Problem requirements: Copy all of the material below exactly.

Supplied information:

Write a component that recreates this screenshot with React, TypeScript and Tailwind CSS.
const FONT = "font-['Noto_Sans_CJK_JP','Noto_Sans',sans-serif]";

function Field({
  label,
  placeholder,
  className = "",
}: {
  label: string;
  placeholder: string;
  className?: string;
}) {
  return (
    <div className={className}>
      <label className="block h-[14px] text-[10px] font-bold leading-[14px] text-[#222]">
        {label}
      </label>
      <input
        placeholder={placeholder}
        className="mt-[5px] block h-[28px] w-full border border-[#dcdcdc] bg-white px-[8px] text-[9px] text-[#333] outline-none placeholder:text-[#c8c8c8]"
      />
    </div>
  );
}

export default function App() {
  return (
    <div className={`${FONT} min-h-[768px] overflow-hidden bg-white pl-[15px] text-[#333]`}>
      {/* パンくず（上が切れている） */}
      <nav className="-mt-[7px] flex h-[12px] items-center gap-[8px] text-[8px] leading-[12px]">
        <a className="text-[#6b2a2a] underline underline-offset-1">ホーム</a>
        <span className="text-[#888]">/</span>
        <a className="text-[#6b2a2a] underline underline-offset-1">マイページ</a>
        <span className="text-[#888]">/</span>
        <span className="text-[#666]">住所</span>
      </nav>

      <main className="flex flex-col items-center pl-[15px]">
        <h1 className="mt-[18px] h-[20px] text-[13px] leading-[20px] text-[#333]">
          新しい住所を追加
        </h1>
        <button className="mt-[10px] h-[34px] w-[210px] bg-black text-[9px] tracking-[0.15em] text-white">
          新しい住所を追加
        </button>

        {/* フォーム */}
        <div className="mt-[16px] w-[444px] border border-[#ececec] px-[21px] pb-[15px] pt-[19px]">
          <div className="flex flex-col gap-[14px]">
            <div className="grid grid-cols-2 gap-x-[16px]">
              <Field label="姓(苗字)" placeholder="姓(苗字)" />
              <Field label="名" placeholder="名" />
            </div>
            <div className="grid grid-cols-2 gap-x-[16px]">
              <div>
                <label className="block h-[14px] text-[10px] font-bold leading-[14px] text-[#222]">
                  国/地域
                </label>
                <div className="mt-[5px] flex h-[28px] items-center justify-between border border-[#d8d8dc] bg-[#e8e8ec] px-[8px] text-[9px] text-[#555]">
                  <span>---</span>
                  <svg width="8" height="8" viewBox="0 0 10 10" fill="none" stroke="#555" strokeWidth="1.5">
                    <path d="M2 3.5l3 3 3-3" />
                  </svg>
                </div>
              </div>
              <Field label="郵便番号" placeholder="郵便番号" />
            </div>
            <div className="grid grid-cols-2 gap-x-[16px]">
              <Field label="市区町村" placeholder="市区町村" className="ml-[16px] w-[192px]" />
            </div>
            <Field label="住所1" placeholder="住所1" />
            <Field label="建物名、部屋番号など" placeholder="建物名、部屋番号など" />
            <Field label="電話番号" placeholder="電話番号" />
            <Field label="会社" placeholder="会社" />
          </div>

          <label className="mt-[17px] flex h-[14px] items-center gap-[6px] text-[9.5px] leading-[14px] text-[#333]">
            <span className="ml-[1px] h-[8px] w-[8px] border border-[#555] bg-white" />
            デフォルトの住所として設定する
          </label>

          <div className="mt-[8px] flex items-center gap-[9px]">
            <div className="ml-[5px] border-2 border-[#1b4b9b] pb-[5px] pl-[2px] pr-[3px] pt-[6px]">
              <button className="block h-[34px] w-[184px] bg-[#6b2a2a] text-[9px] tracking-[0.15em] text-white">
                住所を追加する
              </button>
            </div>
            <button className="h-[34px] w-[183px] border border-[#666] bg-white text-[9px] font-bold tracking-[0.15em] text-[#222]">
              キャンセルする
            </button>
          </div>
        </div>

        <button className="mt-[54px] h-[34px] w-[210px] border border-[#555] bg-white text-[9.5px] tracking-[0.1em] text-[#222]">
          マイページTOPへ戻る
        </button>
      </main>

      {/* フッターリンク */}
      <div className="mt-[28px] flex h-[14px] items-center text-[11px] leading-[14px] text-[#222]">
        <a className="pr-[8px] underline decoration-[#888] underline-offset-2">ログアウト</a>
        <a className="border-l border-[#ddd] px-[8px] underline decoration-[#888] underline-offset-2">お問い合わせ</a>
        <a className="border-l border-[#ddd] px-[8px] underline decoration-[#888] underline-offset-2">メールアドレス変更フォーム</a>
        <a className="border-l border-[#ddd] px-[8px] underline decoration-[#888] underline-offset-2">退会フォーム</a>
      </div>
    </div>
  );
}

Final result:
Write a component that recreates this screenshot with React, TypeScript and Tailwind CSS.
const FONT = "font-['Noto_Sans_CJK_JP','Noto_Sans',sans-serif]";

function Field({
  label,
  placeholder,
  className = "",
}: {
  label: string;
  placeholder: string;
  className?: string;
}) {
  return (
    <div className={className}>
      <label className="block h-[14px] text-[10px] font-bold leading-[14px] text-[#222]">
        {label}
      </label>
      <input
        placeholder={placeholder}
        className="mt-[5px] block h-[28px] w-full border border-[#dcdcdc] bg-white px-[8px] text-[9px] text-[#333] outline-none placeholder:text-[#c8c8c8]"
      />
    </div>
  );
}

export default function App() {
  return (
    <div className={`${FONT} min-h-[768px] overflow-hidden bg-white pl-[15px] text-[#333]`}>
      {/* パンくず（上が切れている） */}
      <nav className="-mt-[7px] flex h-[12px] items-center gap-[8px] text-[8px] leading-[12px]">
        <a className="text-[#6b2a2a] underline underline-offset-1">ホーム</a>
        <span className="text-[#888]">/</span>
        <a className="text-[#6b2a2a] underline underline-offset-1">マイページ</a>
        <span className="text-[#888]">/</span>
        <span className="text-[#666]">住所</span>
      </nav>

      <main className="flex flex-col items-center pl-[15px]">
        <h1 className="mt-[18px] h-[20px] text-[13px] leading-[20px] text-[#333]">
          新しい住所を追加
        </h1>
        <button className="mt-[10px] h-[34px] w-[210px] bg-black text-[9px] tracking-[0.15em] text-white">
          新しい住所を追加
        </button>

        {/* フォーム */}
        <div className="mt-[16px] w-[444px] border border-[#ececec] px-[21px] pb-[15px] pt-[19px]">
          <div className="flex flex-col gap-[14px]">
            <div className="grid grid-cols-2 gap-x-[16px]">
              <Field label="姓(苗字)" placeholder="姓(苗字)" />
              <Field label="名" placeholder="名" />
            </div>
            <div className="grid grid-cols-2 gap-x-[16px]">
              <div>
                <label className="block h-[14px] text-[10px] font-bold leading-[14px] text-[#222]">
                  国/地域
                </label>
                <div className="mt-[5px] flex h-[28px] items-center justify-between border border-[#d8d8dc] bg-[#e8e8ec] px-[8px] text-[9px] text-[#555]">
                  <span>---</span>
                  <svg width="8" height="8" viewBox="0 0 10 10" fill="none" stroke="#555" strokeWidth="1.5">
                    <path d="M2 3.5l3 3 3-3" />
                  </svg>
                </div>
              </div>
              <Field label="郵便番号" placeholder="郵便番号" />
            </div>
            <div className="grid grid-cols-2 gap-x-[16px]">
              <Field label="市区町村" placeholder="市区町村" className="ml-[16px] w-[192px]" />
            </div>
            <Field label="住所1" placeholder="住所1" />
            <Field label="建物名、部屋番号など" placeholder="建物名、部屋番号など" />
            <Field label="電話番号" placeholder="電話番号" />
            <Field label="会社" placeholder="会社" />
          </div>

          <label className="mt-[17px] flex h-[14px] items-center gap-[6px] text-[9.5px] leading-[14px] text-[#333]">
            <span className="ml-[1px] h-[8px] w-[8px] border border-[#555] bg-white" />
            デフォルトの住所として設定する
          </label>

          <div className="mt-[8px] flex items-center gap-[9px]">
            <div className="ml-[5px] border-2 border-[#1b4b9b] pb-[5px] pl-[2px] pr-[3px] pt-[6px]">
              <button className="block h-[34px] w-[184px] bg-[#6b2a2a] text-[9px] tracking-[0.15em] text-white">
                住所を追加する
              </button>
            </div>
            <button className="h-[34px] w-[183px] border border-[#666] bg-white text-[9px] font-bold tracking-[0.15em] text-[#222]">
              キャンセルする
            </button>
          </div>
        </div>

        <button className="mt-[54px] h-[34px] w-[210px] border border-[#555] bg-white text-[9.5px] tracking-[0.1em] text-[#222]">
          マイページTOPへ戻る
        </button>
      </main>

      {/* フッターリンク */}
      <div className="mt-[28px] flex h-[14px] items-center text-[11px] leading-[14px] text-[#222]">
        <a className="pr-[8px] underline decoration-[#888] underline-offset-2">ログアウト</a>
        <a className="border-l border-[#ddd] px-[8px] underline decoration-[#888] underline-offset-2">お問い合わせ</a>
        <a className="border-l border-[#ddd] px-[8px] underline decoration-[#888] underline-offset-2">メールアドレス変更フォーム</a>
        <a className="border-l border-[#ddd] px-[8px] underline decoration-[#888] underline-offset-2">退会フォーム</a>
      </div>
    </div>
  );
}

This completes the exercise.